Any "ism", however brilliant in concept and design, that depends on something other than true human nature to function, will fail -- and take down a lot of humans with it. Accepting and understanding human nature as "fallen" -- separated from God -- is the only viable starting point. Reality to reality.

MikeZ said...

Politico: "For instance, I favor a law allowing concealed carry of firearms in California and repealing existing restrictions of same."

Some cities have concealed-carry permits - but they're harder to get than hen's teeth.

My problem with looser gun laws is that there are far too many people who aren't responsible enough to carry them on a regular basis. In my neighboring Los Angeles, gangs roam about with all the guns they want - laws to the contrary.

And a few towns have passed laws saying you HAVE to have a gun. No doubt, these towns are bypassed by roving robbers.

Given the current state of affairs, there's no easy solution. I'm for fewer restrictions, but there are consequences to face.

Micahel B: "No, not at all. Can you give me a reason why it should?"

Hundreds of reasons. To start with, read the history of the labor movement from the 20s to the 40s or so. Find out what forced the development of unions. Or, for a faster ride, read Dickens' take on workhouses, orphanages, child labor, &c.
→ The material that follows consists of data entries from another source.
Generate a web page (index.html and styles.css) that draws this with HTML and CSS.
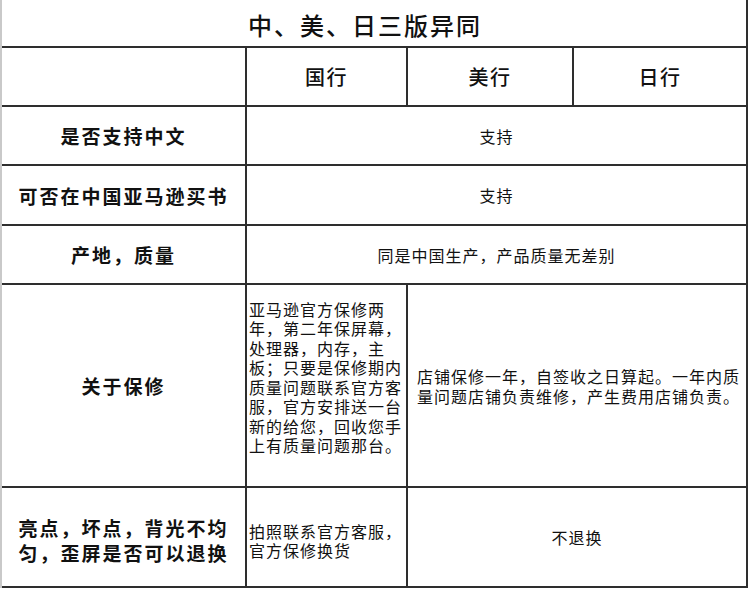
FILE: index.html
```html
<!DOCTYPE html>
<html lang="zh-CN">
<head>
<meta charset="utf-8">
<title>中、美、日三版异同</title>
<link rel="stylesheet" href="styles.css">
</head>
<body>
<div class="sheet">
  <div class="cell title span-all">中、美、日三版异同</div>

  <div class="cell"></div>
  <div class="cell head">国行</div>
  <div class="cell head">美行</div>
  <div class="cell head">日行</div>

  <div class="cell label">是否支持中文</div>
  <div class="cell data span-rest">支持</div>

  <div class="cell label">可否在中国亚马逊买书</div>
  <div class="cell data span-rest">支持</div>

  <div class="cell label">产地，质量</div>
  <div class="cell data span-rest">同是中国生产，产品质量无差别</div>

  <div class="cell label">关于保修</div>
  <div class="cell data left narrow warranty">亚马逊官方保修两年，第二年保屏幕，处理器，内存，主板；只要是保修期内质量问题联系官方客服，官方安排送一台新的给您，回收您手上有质量问题那台。</div>
  <div class="cell data left wide span-last">店铺保修一年，自签收之日算起。一年内质量问题店铺负责维修，产生费用店铺负责。</div>

  <div class="cell label two-line"><span>亮点，坏点，背光不均<br>匀，歪屏是否可以退换</span></div>
  <div class="cell data left narrow exchange">拍照联系官方客服，官方保修换货</div>
  <div class="cell data span-last">不退换</div>
</div>
</body>
</html>
```

FILE: styles.css
```css
html, body {
  margin: 0;
  padding: 0;
  background: #ffffff;
}

body {
  font-family: "Noto Sans CJK SC", "Noto Sans", sans-serif;
  color: #111111;
}

.sheet {
  display: grid;
  grid-template-columns: 245px 161px 166px 174px;
  grid-template-rows: 48px 59px 59px 60px 59px 203px 100px;
  width: max-content;
  border-left: 2px solid #c9c9c9;
}

.cell {
  box-sizing: border-box;
  display: flex;
  align-items: center;
  justify-content: center;
  border-right: 2px solid #2e2e2e;
  border-bottom: 2px solid #2e2e2e;
  min-width: 0;
}

.span-all {
  grid-column: 1 / -1;
}

.span-rest {
  grid-column: 2 / -1;
}

.span-last {
  grid-column: 3 / -1;
}

.title {
  font-size: 24px;
  font-weight: 500;
  letter-spacing: 2px;
  padding-top: 3px;
  padding-right: 18px;
}

.head {
  font-size: 20px;
  font-weight: 500;
  letter-spacing: 1.5px;
}

.label {
  font-size: 19px;
  font-weight: 700;
  letter-spacing: 2px;
  text-align: center;
}

.two-line {
  line-height: 25px;
  padding-top: 5px;
}

.data {
  font-size: 16px;
  letter-spacing: 1px;
  line-height: 20px;
}

.left {
  justify-content: flex-start;
  text-align: left;
}

.narrow {
  padding: 0 1px 0 2px;
}

.warranty {
  line-height: 19.5px;
  padding-bottom: 16px;
}

.exchange {
  line-height: 19px;
  padding-top: 8px;
}

.wide {
  padding: 0 4px 0 9px;
}
```
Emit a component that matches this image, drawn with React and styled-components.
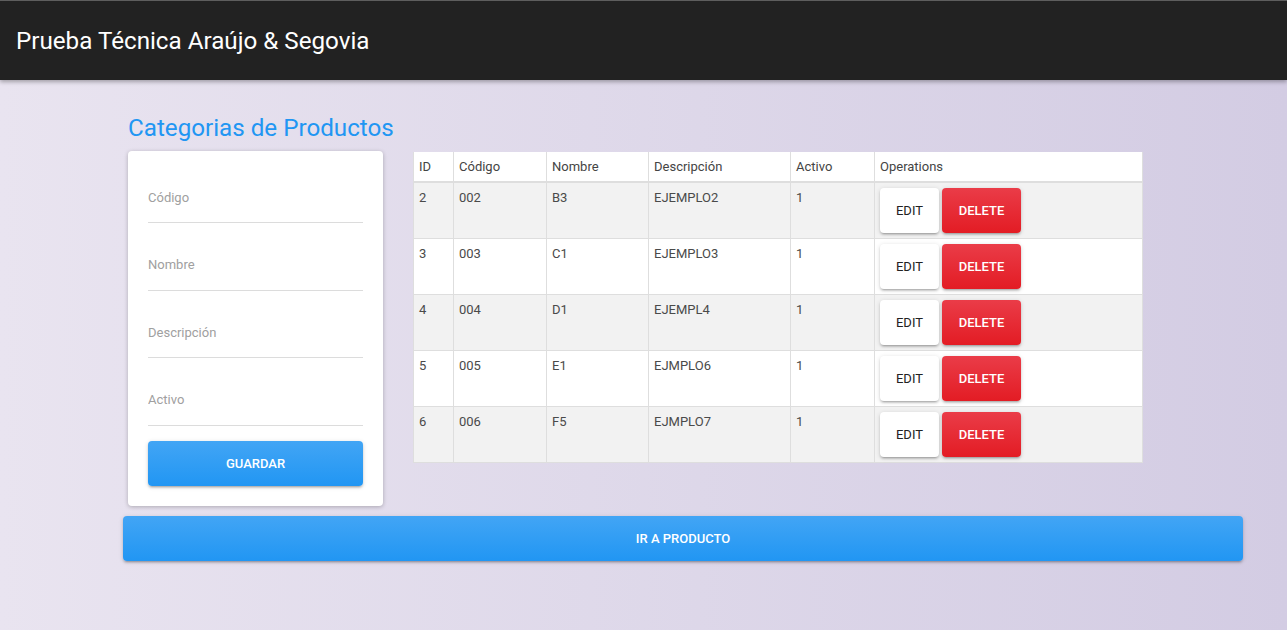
import React from "react";
import styled, { createGlobalStyle } from "styled-components";

const Global = createGlobalStyle`
  html, body { margin: 0; padding: 0; }
  body {
    min-height: 100vh;
    font-family: Roboto, "Liberation Sans", Arial, sans-serif;
    background: linear-gradient(to right, #e9e4f0, #d3cce3);
  }
  * { box-sizing: border-box; }
`;

const Page = styled.div`
  min-height: 100vh;
  display: flex;
  flex-direction: column;
`;

const TopBar = styled.header`
  height: 80px;
  background: #222222;
  border-top: 1px solid #5e5e5e;
  display: flex;
  align-items: center;
  padding: 0 16px;
  box-shadow: 0 2px 4px rgba(0, 0, 0, 0.3);
`;

const Brand = styled.h1`
  margin: 0;
  font-size: 24.2px;
  font-weight: 400;
  color: #ffffff;
  line-height: 30px;
`;

const Main = styled.main`
  padding: 33px 0 40px 123px;
  width: 1243px;
`;

const Inner = styled.div`
  padding: 0 5px;
`;

const Title = styled.h2`
  margin: 0 0 8px;
  font-size: 24.2px;
  line-height: 30px;
  font-weight: 400;
  color: #2196f3;
`;

const Row = styled.div`
  display: flex;
  align-items: flex-start;
  gap: 31px;
`;

const Card = styled.form`
  width: 255px;
  background: #fff;
  border-radius: 4px;
  padding: 20px;
  box-shadow: 0 1px 4px rgba(0, 0, 0, 0.25);
  display: flex;
  flex-direction: column;
  gap: 15.5px;
`;

const Field = styled.input`
  display: block;
  width: 100%;
  height: 52px;
  border: none;
  border-bottom: 1px solid #dcdcdc;
  padding: 17px 0 16px;
  font-family: Roboto, "Liberation Sans", Arial, sans-serif;
  font-size: 13px;
  line-height: 18px;
  color: #333;
  background: transparent;
  outline: none;
  &::placeholder { color: #a0a0a0; }
`;

const Button = styled.button`
  display: flex;
  align-items: center;
  justify-content: center;
  height: 45px;
  width: ${(p) => p.$width || "auto"};
  border: none;
  border-radius: 4px;
  font-family: Roboto, "Liberation Sans", Arial, sans-serif;
  font-size: 13px;
  font-weight: ${(p) => (p.$variant === "plain" ? 400 : 500)};
  text-transform: uppercase;
  cursor: pointer;
  color: ${(p) => (p.$variant === "plain" ? "#222" : "#fff")};
  background: ${(p) =>
    p.$variant === "danger"
      ? "linear-gradient(to bottom, #ea3c48, #e31c24)"
      : p.$variant === "plain"
      ? "#ffffff"
      : "linear-gradient(to bottom, #42a5f5, #2196f3)"};
  box-shadow: 0 2px 2px rgba(0, 0, 0, 0.14), 0 1px 5px rgba(0, 0, 0, 0.14),
    0 3px 1px -2px rgba(0, 0, 0, 0.12);
`;

const Table = styled.table`
  margin-top: 1px;
  margin-left: -1px;
  width: 729px;
  border-collapse: collapse;
  table-layout: fixed;
  background: #fff;
  font-size: 13px;
  color: #444;
`;

const Th = styled.th`
  height: 30px;
  padding: 0 5px;
  text-align: left;
  font-weight: 400;
  color: #444;
  border: 1px solid #dedede;
  border-bottom: 2px solid #dedede;
  border-top: none;
`;

const Tr = styled.tr`
  height: 55.6px;
  background: ${(p) => (p.$odd ? "#f2f2f2" : "#ffffff")};
`;

const Td = styled.td`
  vertical-align: top;
  padding: 6px 5px 0;
  line-height: 18px;
  border: 1px solid #dedede;
  color: #4a4a4a;
`;

const Ops = styled.div`
  display: flex;
  gap: 3px;
`;

const OpsCell = styled(Td)`
  padding: 5px 5px 5px;
`;

const Footer = styled.div`
  margin-top: 10px;
`;

const rows = [
  { id: 2, code: "002", name: "B3", desc: "EJEMPLO2", active: 1 },
  { id: 3, code: "003", name: "C1", desc: "EJEMPLO3", active: 1 },
  { id: 4, code: "004", name: "D1", desc: "EJEMPL4", active: 1 },
  { id: 5, code: "005", name: "E1", desc: "EJMPLO6", active: 1 },
  { id: 6, code: "006", name: "F5", desc: "EJMPLO7", active: 1 },
];

const cols = [
  ["ID", 40],
  ["Código", 93],
  ["Nombre", 102],
  ["Descripción", 142],
  ["Activo", 84],
  ["Operations", 268],
];

export default function App() {
  return (
    <Page>
      <Global />
      <TopBar>
        <Brand>Prueba Técnica Araújo &amp; Segovia</Brand>
      </TopBar>
      <Main>
        <Inner>
          <Title>Categorias de Productos</Title>
          <Row>
            <Card onSubmit={(e) => e.preventDefault()}>
              <Field placeholder="Código" />
              <Field placeholder="Nombre" />
              <Field placeholder="Descripción" />
              <Field placeholder="Activo" />
              <Button $width="100%" type="submit">Guardar</Button>
            </Card>
            <Table>
              <colgroup>
                {cols.map(([n, w]) => (
                  <col key={n} style={{ width: w }} />
                ))}
              </colgroup>
              <thead>
                <tr>
                  {cols.map(([n]) => (
                    <Th key={n}>{n}</Th>
                  ))}
                </tr>
              </thead>
              <tbody>
                {rows.map((r, i) => (
                  <Tr key={r.id} $odd={i % 2 === 0}>
                    <Td>{r.id}</Td>
                    <Td>{r.code}</Td>
                    <Td>{r.name}</Td>
                    <Td>{r.desc}</Td>
                    <Td>{r.active}</Td>
                    <OpsCell>
                      <Ops>
                        <Button $variant="plain" $width="59px">Edit</Button>
                        <Button $variant="danger" $width="79px">Delete</Button>
                      </Ops>
                    </OpsCell>
                  </Tr>
                ))}
              </tbody>
            </Table>
          </Row>
        </Inner>
        <Footer>
          <Button $width="1120px">Ir a Producto</Button>
        </Footer>
      </Main>
    </Page>
  );
}
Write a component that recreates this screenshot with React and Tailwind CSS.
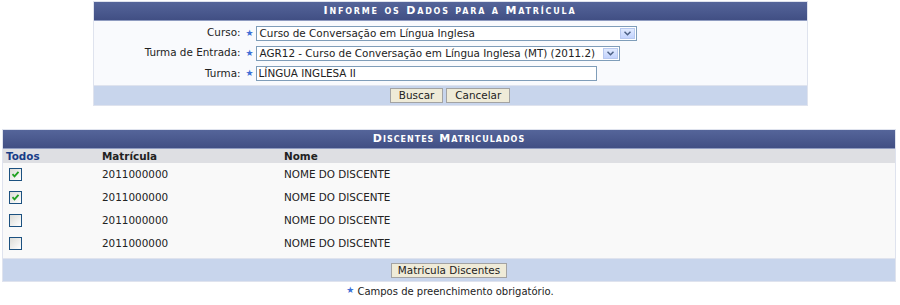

For the first part of their existence, labor unions balanced the overwhelming application of power by companies (Google for "company town"). In recent years, the pendulum swung the other way (as it usually does).

One problem seems to be that environmentalists are convinced the sky is falling, and want to force us to do something - anything, just so long as it involves spending massive amounts of money, and they get to decide where it goes.

Mars: "We see that in the case of the French Revolution, the "liberty" of the Royals had to be revoked for the good of the collective (the nation)propelled by the stimulus of raw hunger."

"Revoked" is a lovely euphemism for "beheading".